Türk sporunun neden birkaç branş dışında başarısız olduğunu anlamak için kahin olmanız gerekmez! Herkesin işi gücü magazin olunca... Saha içini, gerçekleri konuşan olmayınca... Küçücük ülkelere bile gıpta ile bakıyoruz. Bilgi sahibi değilken fikir sahibi olanlar, klavye kahramanı çok bilmişler, sosyal medyada onun bunun trollüğünü yapanlar en başarılı milli takımı da karıştırmayı başardı!

Önce... FIVB Milletler Ligi (VNL) sırasında, hangi milli takımın nasıl seyahat ettiğini bilmeden ona buna saldırdılar. Neden çeyrek finalde takıldık, neden 1 numara iken 4’e düştük, kimse sorgulamadı.

Sonra... Asıl hedef olan olimpiyat öncesi kadro tartışması. Oyuncuların pozisyonlarını sorsan cevap veremezler. Kim kimi yedekliyor bilmezler.

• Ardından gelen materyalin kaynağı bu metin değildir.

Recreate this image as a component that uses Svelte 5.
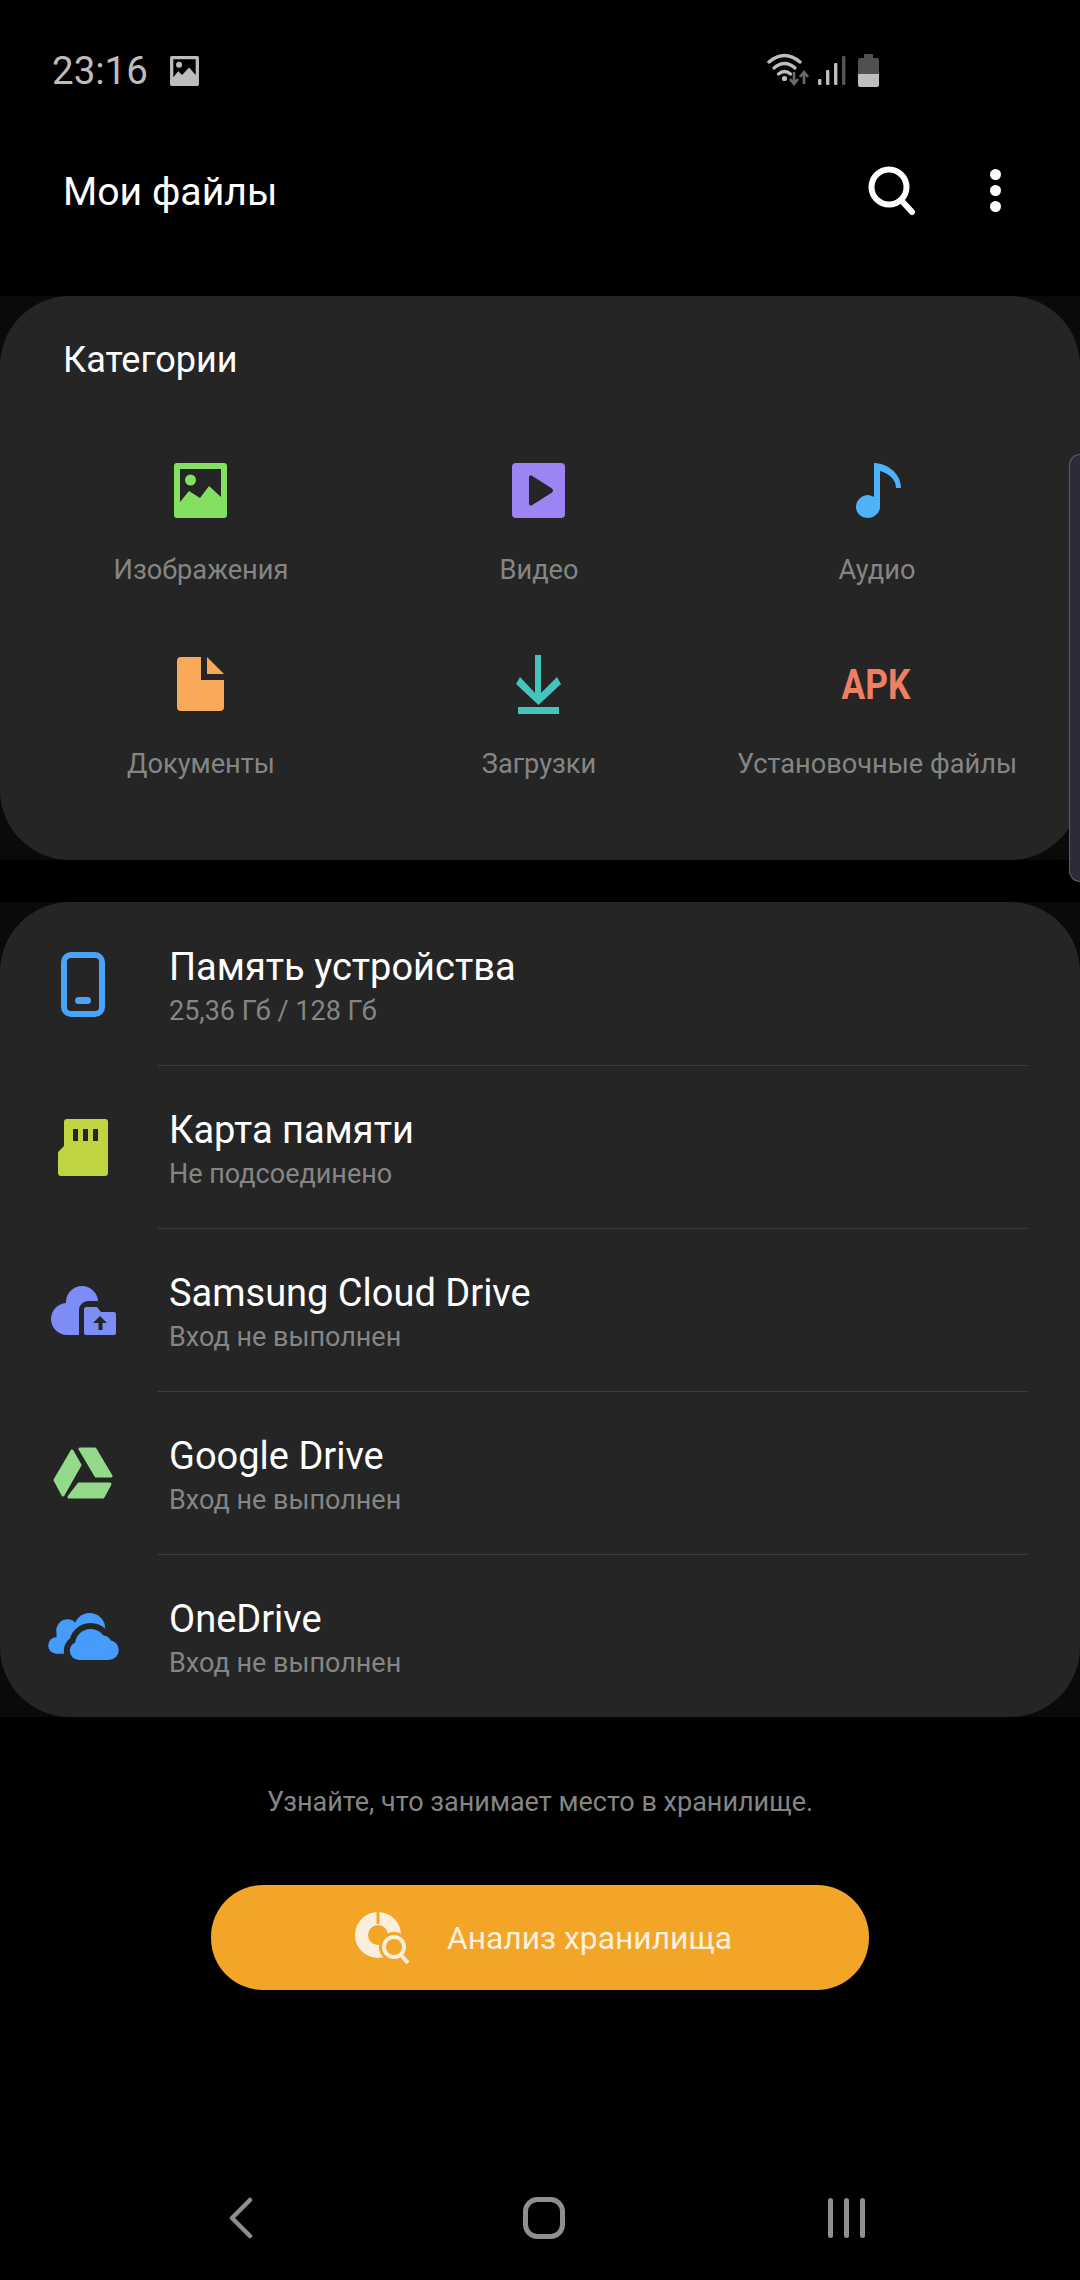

VNL’de Tuğba 8, İlkin 7 maç oynamışken; tüm yazı evinde geçiren Meliha neden Paris’te, anlamazlar. Tercih nedeniyle sorgulanması gereken menajer ve antrenörken, oyuncuyu hedef alırlar!

Oyuncuları, antrenörü tanımadan yazıp çizen bu akılsız, klavye kahramanı trollerden ister istemez mental olarak etkilenmiş bir takım gördük dün sahada. Türkiye’de oynamış veya oynayacak, voleybolumuzu tanıyan isimlerden oluşan Hollanda “Nasıl kazanırız” sorusunun yanıtını bulmak için çok ders çalışmıştı. Çok hata yapsa da Vargas’ı durduramadılar ama harika savunma yaptılar. İyi servis attılar. Bireysel olarak kimseyi öne çıkarmadan, yorulana kadar, sınırlı silahlarıyla ‘takım gibi’ oynadılar.

Takıma seviye atlatan Vargas’la hücum etmek dışında opsiyon bulmakta zorlanan takımımız VNL’de sallanmıştı. Voleybolda asıl kilit oyuncuların smaçör veya çaprazlar değil, pasörler olduğu yine kanıtlandı. Servislerimiz etkisiz, manşetlerimiz kötüydü. Elif de Cansu da hücum setleri kuramayınca ilk 2 set gitti ama geri dönüşe ve galibiyete ‘yarım Türkiye’ yetti. 2 puanı aldık, tur ufukta göründü. Perşembe günü puansız Dominik’i yendik mi tamam. Ama bu oyun, İtalya’ya ve çeyrek finalden ötesine yetmez.Aman dikkat!